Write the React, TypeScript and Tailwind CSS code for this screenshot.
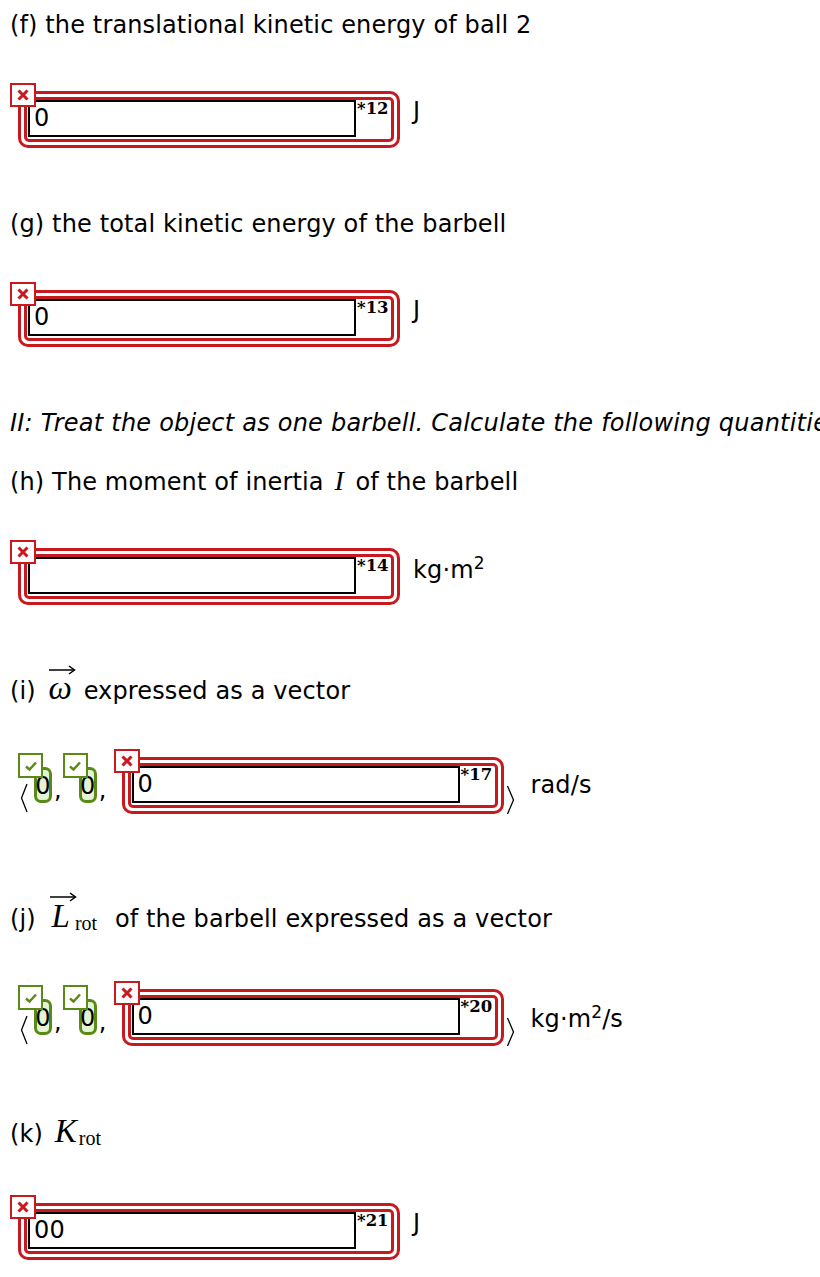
import React from 'react'

function XBadge() {
  return (
    <div className="absolute -left-[11px] -top-[11px] z-10 flex h-[24px] w-[26px] items-center justify-center border-2 border-[#c8191e] bg-white">
      <svg width="12" height="12" viewBox="0 0 12 12">
        <path d="M1.5 1.5L10.5 10.5M10.5 1.5L1.5 10.5" stroke="#c8191e" strokeWidth="3" />
      </svg>
    </div>
  )
}

function CheckBadge() {
  return (
    <div className="absolute -left-[16px] -top-[14px] z-10 flex h-[25px] w-[25px] items-center justify-center border-2 border-[#5a8a16] bg-white">
      <svg width="14" height="12" viewBox="0 0 14 12">
        <path d="M2 6.5L5.5 9.5L12 2.5" fill="none" stroke="#5a8a16" strokeWidth="2.4" />
      </svg>
    </div>
  )
}

function AnswerBox({ value, tag }: { value: string; tag: string }) {
  return (
    <div className="relative shrink-0 rounded-[10px] border-[3px] border-[#c8191e] bg-white p-[3px]">
      <XBadge />
      <div className="flex items-start rounded-[5px] border-[3px] border-[#c8191e] pb-[2px] pl-[1px]">
        <div className="h-[37px] w-[328px] border-2 border-black pl-[4px] leading-[33px]">{value}</div>
        <span className="w-[35px] pl-[1px] font-['DejaVu_Serif',serif] text-[16.5px] leading-[18px] font-bold tracking-normal">
          *{tag}
        </span>
      </div>
    </div>
  )
}

function Capsule({ ml }: { ml: string }) {
  return (
    <div className={`relative mt-[10px] shrink-0 ${ml}`}>
      <CheckBadge />
      <div className="flex h-[36px] w-[18px] justify-center overflow-visible rounded-[7px] border-[3px] border-[#5a8a16] bg-[#e3f3d4] pt-[2px] leading-[28px]">
        0
      </div>
    </div>
  )
}

function Arrow({ className }: { className: string }) {
  return (
    <svg className={`absolute ${className}`} width="28" height="10" viewBox="0 0 28 10">
      <path d="M1 5H26" stroke="black" strokeWidth="1.5" />
      <path d="M21 1L26.5 5L21 9" fill="none" stroke="black" strokeWidth="1.5" />
    </svg>
  )
}

function VectorRow({ tag, unit }: { tag: string; unit: React.ReactNode }) {
  return (
    <div className="flex h-[57px] items-start">
      <svg className="ml-[10px] mt-[26px] shrink-0" width="8" height="30" viewBox="0 0 8 30">
        <path d="M7 1L1.5 15L7 29" fill="none" stroke="black" strokeWidth="1.3" />
      </svg>
      <Capsule ml="ml-[6px]" />
      <span className="ml-[2px] mt-[19px] leading-[28px]">,</span>
      <Capsule ml="ml-[17px]" />
      <span className="ml-[2px] mt-[19px] leading-[28px]">,</span>
      <div className="ml-[15px]">
        <AnswerBox value="0" tag={tag} />
      </div>
      <svg className="ml-[2px] mt-[28px] shrink-0" width="9" height="30" viewBox="0 0 9 30">
        <path d="M1.5 1L7.5 15L1.5 29" fill="none" stroke="black" strokeWidth="1.3" />
      </svg>
      {unit}
    </div>
  )
}

const serif = "font-['Liberation_Serif',serif] italic leading-[20px] tracking-normal"
const subCls = "relative top-[3px] font-['Liberation_Serif',serif] text-[20px] leading-[20px] tracking-normal"

export default function App() {
  return (
    <div className="h-[1277px] w-[820px] overflow-hidden bg-white pl-[10px] font-['DejaVu_Sans','Verdana',sans-serif] text-[24px] leading-[28px] tracking-[0.13px] text-black">
      <div className="mt-[11px] h-[28px] whitespace-nowrap">(f) the translational kinetic energy of ball 2</div>
      <div className="mt-[52px] ml-[8px] flex items-start">
        <AnswerBox value="0" tag="12" />
        <span className="ml-[13px] mt-[6px]">J</span>
      </div>

      <div className="mt-[62px] h-[28px] whitespace-nowrap">(g) the total kinetic energy of the barbell</div>
      <div className="mt-[52px] ml-[8px] flex items-start">
        <AnswerBox value="0" tag="13" />
        <span className="ml-[13px] mt-[6px]">J</span>
      </div>

      <div className="mt-[62px] h-[28px] whitespace-nowrap italic tracking-[0.22px]">
        II: Treat the object as one barbell. Calculate the following quantities
      </div>
      <div className="mt-[31px] h-[28px] whitespace-nowrap">
        (h) The moment of inertia{' '}
        <span className={`${serif} ml-[3px] mr-[4px] inline-block text-[28px]`}>I</span> of the barbell
      </div>
      <div className="mt-[52px] ml-[8px] flex items-start">
        <AnswerBox value="" tag="14" />
        <span className="ml-[13px] mt-[8px] whitespace-nowrap">
          kg·m<span className="relative -top-[9px] text-[17px]">2</span>
        </span>
      </div>

      <div className="mt-[72px] h-[28px] whitespace-nowrap">
        (i){' '}
        <span className="relative ml-[5px] mr-[4px] inline-block">
          <Arrow className="-left-[1px] -top-[12px]" />
          <span className={`${serif} text-[33px]`}>ω</span>
        </span>{' '}
        expressed as a vector
      </div>
      <div className="mt-[52px]">
        <VectorRow tag="17" unit={<span className="ml-[16px] mt-[14px]">rad/s</span>} />
      </div>

      <div className="mt-[91px] h-[28px] whitespace-nowrap">
        (j){' '}
        <span className="relative ml-[8px] inline-block">
          <Arrow className="-left-[3px] -top-[13px]" />
          <span className={`${serif} text-[33px]`}>L</span>
        </span>
        <span className={`${subCls} ml-[5px] mr-[10px]`}>rot</span> of the barbell expressed as a vector
      </div>
      <div className="mt-[56px]">
        <VectorRow
          tag="20"
          unit={
            <span className="ml-[16px] mt-[16px] whitespace-nowrap">
              kg·m<span className="relative -top-[9px] text-[17px]">2</span>/s
            </span>
          }
        />
      </div>

      <div className="mt-[74px] h-[28px] whitespace-nowrap">
        (k) <span className={`${serif} ml-[4px] inline-block text-[33px]`}>K</span>
        <span className={`${subCls} ml-[2px]`}>rot</span>
      </div>
      <div className="mt-[55px] ml-[8px] flex items-start">
        <AnswerBox value="00" tag="21" />
        <span className="ml-[13px] mt-[6px]">J</span>
      </div>
    </div>
  )
}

TO BE DONE » Report the number of lines in the listing that include the string "React"; give nothing but the number.

FINAL RESULT » 3